В иркутской тюрьме меня посадили в новый одиночный корпус. Этот корпус состоял из множества одиночек-клетушек, пять шагов в длину и три шага в ширину. Потолок можно было достать рукой, пол цементный, стены и потолок белые. Деревянного ничего не было, только камень и железо. Под потолком— окно с толстой железной решеткой. Железные стол и стул прикованы к стене. Прикована и железная койка, поднимающаяся на день. Арестованный лишен возможности лежать днем. В углу — стульчак с ведром. Запрещалось громко читать, разговаривать с самим собой, дремать, сидя на стуле и склонившись на стол. Если вы в таком виде засыпали, надзиратель сейчас же настойчиво предупреждал. Если вы не откликались, открывалась дверная форточка и надзиратель громко окликал:
— Нельзя наваливаться на стол!
А когда вам надоедало молчание и вы начинали громко разговаривать с собой, в «волчок» снова раздавался стук и надзиратель кричал:
— Нельзя разговаривать. Замолчите!
Если вы не слушались, вас оставляли без горячей пищи на карцерном положении на семь суток, на пятнадцать, на тридцать, в зависимости от вашего упорства. Доведенных до истерики связывали.

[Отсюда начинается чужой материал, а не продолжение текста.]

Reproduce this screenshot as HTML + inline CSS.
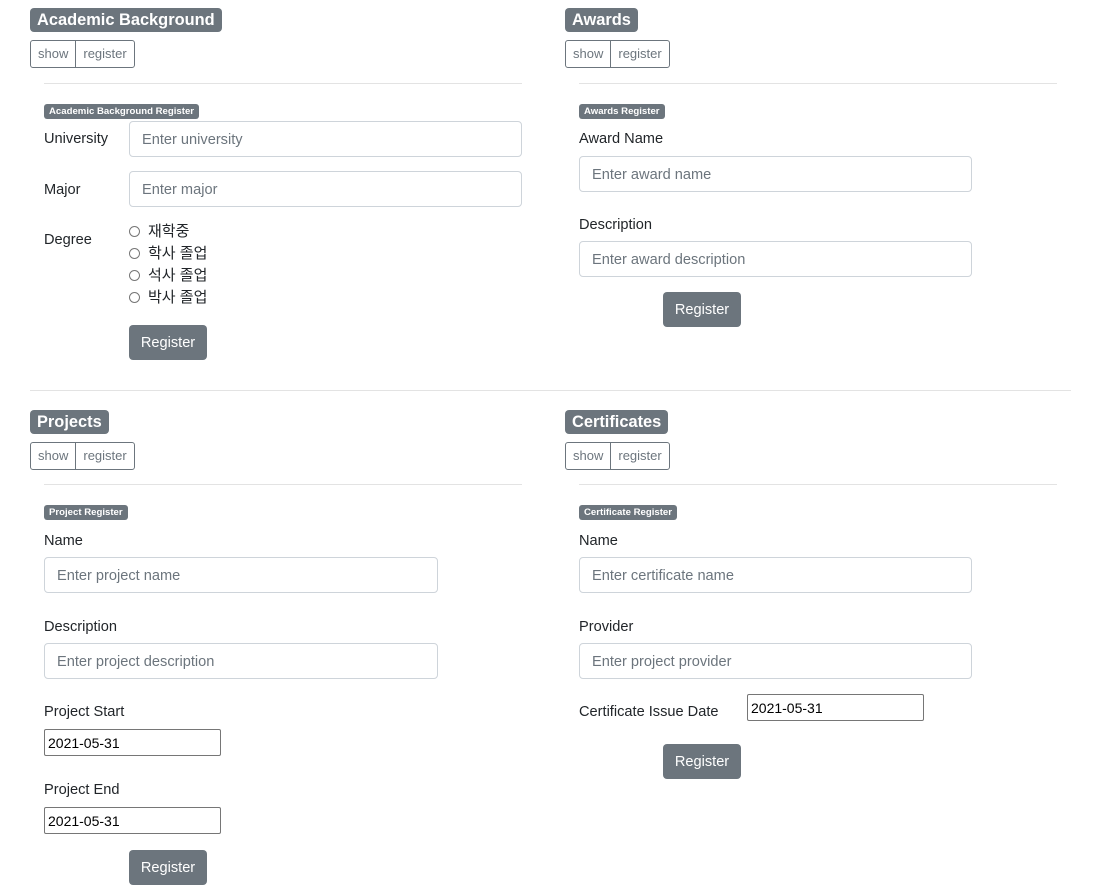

По тюремной инструкции в этих одиночках могли держать арестантов не больше года. Но администрация легко обходила эту инструкцию: просидевшего год переводили в одиночку обычного типа, держали там месяц, а затем опять переводили в новую одиночку на год.
Жизнь заключенных в таких одиночках регулировалась электрическими звонками. Утром вставать — звонок. Поднять койки, которые автоматически замыкались, — звонок. Поверка — звонок. Окончилась поверка — звонок. Раздача хлеба и кипятка — звонок. Так весь день.
В первые дни меня звонки не тревожили, но потом стали нервировать, впивались в мозг, как острые иглы.
Я знал, что иркутские тюремщики долго меня держать не будут, и не особенно тревожился за свое положение. В первый день, в сумерки, я подошел к окну и стал смотреть на видневшийся клочок неба. Послышался стук в «волчок». Я оглянулся.
— Отойдите от окна. Стоять возле окна нельзя.
— Почему нельзя? — спросил я удивленно.
— Нельзя, — коротко повторил надзиратель, ожидая, когда я отойду от окна.
— А ходить по камере можно?
— Можно.
— И подходить к окну можно?
— Можно. Только стоять у окна нельзя.
Я отошел от окна. Надзиратель закрыл «волчок». Я решил первое время не упираться, а изучить сначала порядок этой «европейской системы», как отрекомендовал мне ее один из тюремщиков. Я решил проверить на опыте, что здесь можно делать и чего нельзя. Стал ходить по камере, очень тихо посвистывая, и, задумавшись, даже забыл о том, что провожу опыт. Через некоторое время стук в «волчок»:
— Свистеть нельзя.
— Но я так тихо свищу, что никого не беспокою.
— И тихо нельзя. Будете свистеть — доложу дежурному помощнику.
Опять хожу. У окна стоять нельзя. Свистеть нельзя. Посмотрим, что можно. Начал негромко читать Некрасова «Кому на Руси жить хорошо». Минуты три читал — ничего… Значит, можно. Хотел уже перестать читать, как опять стук:
— Громко разговаривать нельзя!
Хотя это были только опыты, я начинал раздражаться.
— Как, даже вполголоса разговаривать нельзя?
— Нельзя. Не полагается.
— А я, может, молитву читаю?
— Молитву только во время поверки можно.
— Ну что ж, нельзя, так нельзя…
Утомившись ходить по камере, я сел на стул. Хотелось подобрать усталые ноги, но стул был маленький. Пересел на стульчак. Подогнул ноги, обхватил их руками. Сидел молча. Через некоторое время опять стук в «волчок»:
— Сидеть на стульчаке нельзя, пересядьте на стул.
— Мне неудобно сидеть на стуле, я хочу сидеть здесь, мне тут удобнее.